1. A bulky dust sweeper comprising:

a vehicle body having side brushes at a forward end of the vehicle body for brushing up bulky dust toward the center of the vehicle body, and a main brush mounted on the bottom of said vehicle body for sweeping up the bulky dust which has been brushed toward the center of the vehicle body by said side brushes;

a hopper on said vehicle body adjacent said main brush and positioned to receive bulky dust swept up by said main brush through a front end of said hopper;

a duct having one end connected to said hopper;

a scraper vane rotatably disposed in said hopper and drive means for rotating said scraper vane for scraping the bulky dust which has been brushed into the hopper by said main brush to the position where said duct is connected to said hopper;

a push-in flap disposed in said sweeper where said duct is connected to said hopper and reciprocal drive means connected to said push-in flap for reciprocatingly moving said push-in flap for pushing the bulky dust which has been scraped to the position where said duct is connected to said hopper by said scraper vane into and toward the other end of said duct; and

a dust collecting bag removably attached to the other end of said duct for receiving and collecting therein the dust pushed through said duct by said push-in flap.
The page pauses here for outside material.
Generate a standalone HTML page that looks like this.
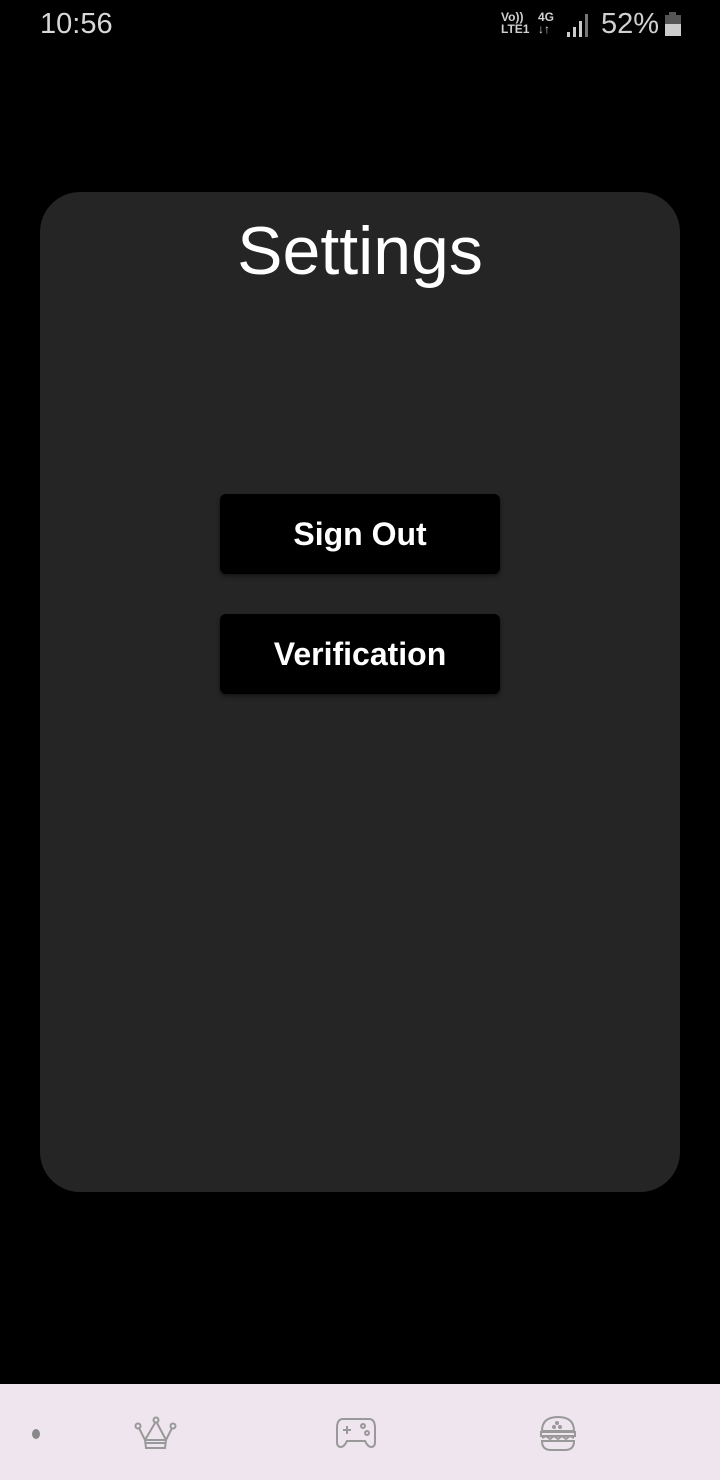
<!DOCTYPE html>
<html><head><meta charset="utf-8"><style>
*{margin:0;padding:0;box-sizing:border-box}
body{width:720px;height:1480px;background:#000;position:relative;overflow:hidden;font-family:"Liberation Sans",sans-serif}
.time{position:absolute;left:40px;top:8px;color:#d8d8d8;font-size:29px}
.card{position:absolute;left:40px;top:192px;width:640px;height:1000px;background:#252525;border-radius:40px}
.title{position:absolute;top:212px;left:0;width:720px;text-align:center;color:#fff;font-size:68px}
.btn{position:absolute;left:220px;width:280px;height:80px;background:#000;border-radius:6px;color:#fff;font-weight:bold;font-size:32px;text-align:center;line-height:80px;box-shadow:0 2px 4px rgba(0,0,0,.5)}
.nav{position:absolute;left:0;top:1384px;width:720px;height:96px;background:#efe5ee}
.sb{position:absolute;color:#d0d0d0;font-weight:bold}
</style></head><body>
<div class="time">10:56</div>
<div class="sb" style="left:501px;top:11px;font-size:12px;line-height:12px">Vo))<br>LTE1</div>
<div class="sb" style="left:538px;top:11px;font-size:12px;line-height:12px">4G<br>↓↑</div>
<svg style="position:absolute;left:566px;top:12px" width="24" height="26"><rect x="1" y="20" width="3" height="5" fill="#ccc"/><rect x="7" y="15" width="3" height="10" fill="#ccc"/><rect x="13" y="9" width="3" height="16" fill="#ccc"/><rect x="19" y="2" width="3" height="23" fill="#777"/></svg>
<div class="sb" style="left:601px;top:8px;font-size:29px;font-weight:normal">52%</div>
<svg style="position:absolute;left:664px;top:12px" width="18" height="25"><rect x="5" y="0" width="7" height="3" fill="#555"/><rect x="1" y="3" width="16" height="9" fill="#555"/><rect x="1" y="12" width="16" height="12" fill="#ccc"/></svg>
<div class="card"></div>
<div class="title">Settings</div>
<div class="btn" style="top:494px">Sign Out</div>
<div class="btn" style="top:614px">Verification</div>
<div class="nav">
<svg style="position:absolute;left:31px;top:44px" width="10" height="12"><ellipse cx="5" cy="6" rx="4" ry="5" fill="#888"/></svg>
<svg style="position:absolute;left:134px;top:32px" width="44" height="34" fill="none" stroke="#999" stroke-width="2"><circle cx="22" cy="4" r="2.5"/><circle cx="4" cy="10" r="2.5"/><circle cx="39" cy="10" r="2.5"/><path d="M5 12 L11 24 L21 7 M23 7 L32 24 L38 12 M11 24 L12 32 L31 32 L32 24 Z M12 27 L31 27"/></svg>
<svg style="position:absolute;left:335px;top:32px" width="42" height="34" fill="none" stroke="#999" stroke-width="2"><path d="M8 3 H34 Q40 3 40 12 V26 Q40 31 36 31 Q33 31 30 25 H12 Q9 31 6 31 Q2 31 2 26 V12 Q2 3 8 3 Z"/><path d="M8 14 H16 M12 10 V18"/><circle cx="28" cy="10" r="2"/><circle cx="32" cy="17" r="2"/></svg>
<svg style="position:absolute;left:539px;top:31px" width="38" height="37" fill="none" stroke="#999" stroke-width="2"><path d="M3 16 Q3 2 19 2 Q35 2 35 16 Z"/><path d="M2 17 H36 V21 H2 Z"/><path d="M3 23 L7 21 L11 24 L15 21 L19 24 L23 21 L27 24 L31 21 L35 23"/><path d="M3 26 H35 Q35 35 26 35 H12 Q3 35 3 26 Z"/><circle cx="18" cy="8" r="1" fill="#999"/><circle cx="15" cy="12" r="1" fill="#999"/><circle cx="21" cy="12" r="1" fill="#999"/></svg>
</div>
</body></html>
2. A bulky dust sweeper as claimed in claim 1 further comprising control means connected to said drive means and said reciprocal drive means for causing said rotating vane to be temporarily stopped after it has rotated about a half rotation for completing a scrap-in operation, for then causing said push-in flap to perform motion in a direction toward said duct and then stopping, then causing said rotating vane to complete a full rotation to return to a starting position, and then causing said push-in flap to perform reciprocal motion back toward a starting position.